Cette insuffisante rémunération doit, alors même que la minoration du nombre de titres émis en contrepartie de l’apport est sans incidence sur l’actif net de la société bénéficiaire de cet apport, être regardée comme une subvention de la société apporteuse à la société bénéficiaire de l’apport. Cette subvention est soumise aux obligations déclaratives prévues par les articles 223 B et 223 Q du CGI alors applicables à l’époque du litige.
Dans la logique de sa décision de Plénière Société Cérès (n°387071, du 9 mai 2018), le Conseil d’État refuse donc d’adopter un raisonnement économique et confirme que la circonstance que l’avantage consenti par la société apporteuse aurait eu pour contrepartie un accroissement de la valorisation de sa filiale n’est pas de nature à retirer à cet avantage son caractère de subvention.

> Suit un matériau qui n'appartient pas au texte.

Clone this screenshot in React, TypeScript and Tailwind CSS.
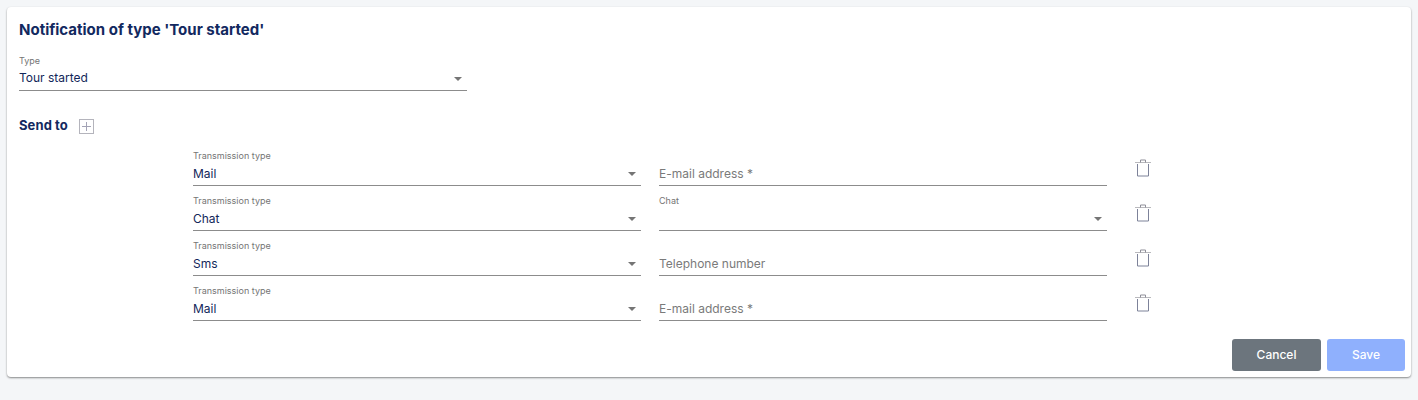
const Arrow = () => (
  <span className="absolute right-[5px] bottom-[9px] w-0 h-0 border-l-[4px] border-r-[4px] border-t-[4px] border-l-transparent border-r-transparent border-t-[#757575]" />
);

const Select = ({ label, value, className, valueClass = "-mt-[2px]" }: { label: string; value: string; className: string; valueClass?: string }) => (
  <div className={`relative h-[40px] border-b border-[#8c8c8c] ${className}`}>
    <div className="text-[9px] leading-[12px] pt-[4px] text-[#757575] h-[16px] box-content">{label}</div>
    <div className={`text-[12px] leading-[20px] text-[#12275a] ${valueClass}`}>{value}</div>
    <Arrow />
  </div>
);

const Input = ({ placeholder }: { placeholder: string }) => (
  <div className="w-[448px] h-[40px] border-b border-[#8c8c8c] flex items-end">
    <div className="text-[12px] leading-[20px] pb-[1px] text-[#7a7a7a]">{placeholder}</div>
  </div>
);

const Trash = () => (
  <svg width="18" height="18" viewBox="0 0 18 18" fill="none" className="ml-[27px] mb-[9px] self-end">
    <path d="M1 3.5H17" stroke="#b9b9bd" strokeWidth="1" />
    <path d="M6.5 3.5V1H11.5V3.5" stroke="#8f8f99" strokeWidth="1" />
    <path d="M3.5 5V17H14.5V5" stroke="#7d8299" strokeWidth="1" />
  </svg>
);

const rows: { type: string; kind: "input" | "select"; text: string }[] = [
  { type: "Mail", kind: "input", text: "E-mail address *" },
  { type: "Chat", kind: "select", text: "Chat" },
  { type: "Sms", kind: "input", text: "Telephone number" },
  { type: "Mail", kind: "input", text: "E-mail address *" },
];

export default function App() {
  return (
    <div className="w-[1418px] h-[400px] bg-[#f4f6f8] pt-[7px] pl-[7px] overflow-hidden" style={{ fontFamily: "Inter, 'Liberation Sans', sans-serif" }}>
      <div className="w-[1404px] h-[370px] bg-white rounded-[4px] shadow-[0_1px_2px_rgba(0,0,0,0.45)] pl-[12px] pt-[12px] flex flex-col">
        <h1 className="text-[15px] leading-[22px] font-bold text-[#12295f]">Notification of type 'Tour started'</h1>
        <Select label="Type" value="Tour started" className="w-[448px] mt-[10px]" valueClass="-mt-[3px]" />
        <div className="flex items-start mt-[24px] h-[20px]">
          <span className="text-[13px] font-bold text-[#12295f] leading-[20px] tracking-[0.1px]">Send to</span>
          <span className="ml-[11px] mt-[4px] w-[15px] h-[15px] border border-[#b4b4bc] flex items-center justify-center">
            <svg width="9" height="9" viewBox="0 0 9 9"><path d="M4.5 0V9M0 4.5H9" stroke="#a3a3b5" strokeWidth="1" /></svg>
          </span>
        </div>
        <div className="flex flex-col gap-[5px] ml-[174px] mt-[11px]">
          {rows.map((r, i) => (
            <div key={i} className="flex">
              <Select label="Transmission type" value={r.type} className="w-[448px]" />
              <div className="w-[18px]" />
              {r.kind === "input" ? <Input placeholder={r.text} /> : <Select label={r.text} value="" className="w-[448px]" />}
              <Trash />
            </div>
          ))}
        </div>
        <div className="flex justify-end gap-[6px] pr-[6px] mt-[18px]">
          <button className="w-[89px] h-[32px] rounded-[3px] bg-[#6c757d] text-white text-[12px] font-medium">Cancel</button>
          <button className="w-[78px] h-[32px] rounded-[3px] bg-[#8fb0fd] text-white text-[12px] font-medium">Save</button>
        </div>
      </div>
    </div>
  );
}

On notera enfin que depuis le 1er janvier 2019, les subventions entre sociétés membres d’une même intégration fiscale ne font plus l’objet d’une neutralisation. Par conséquent, l’amende de 5 % visée n’a plus vocation à s’appliquer aux subventions intragroupes constatées après cette date.
De la sorte, lorsque les conditions de la tolérance posées par la doctrine administrative sur la prise en compte de la VNC ne sont pas remplies, il ne peut qu’être recommandé de déterminer la parité d’échange sur la base de la valeur réelle.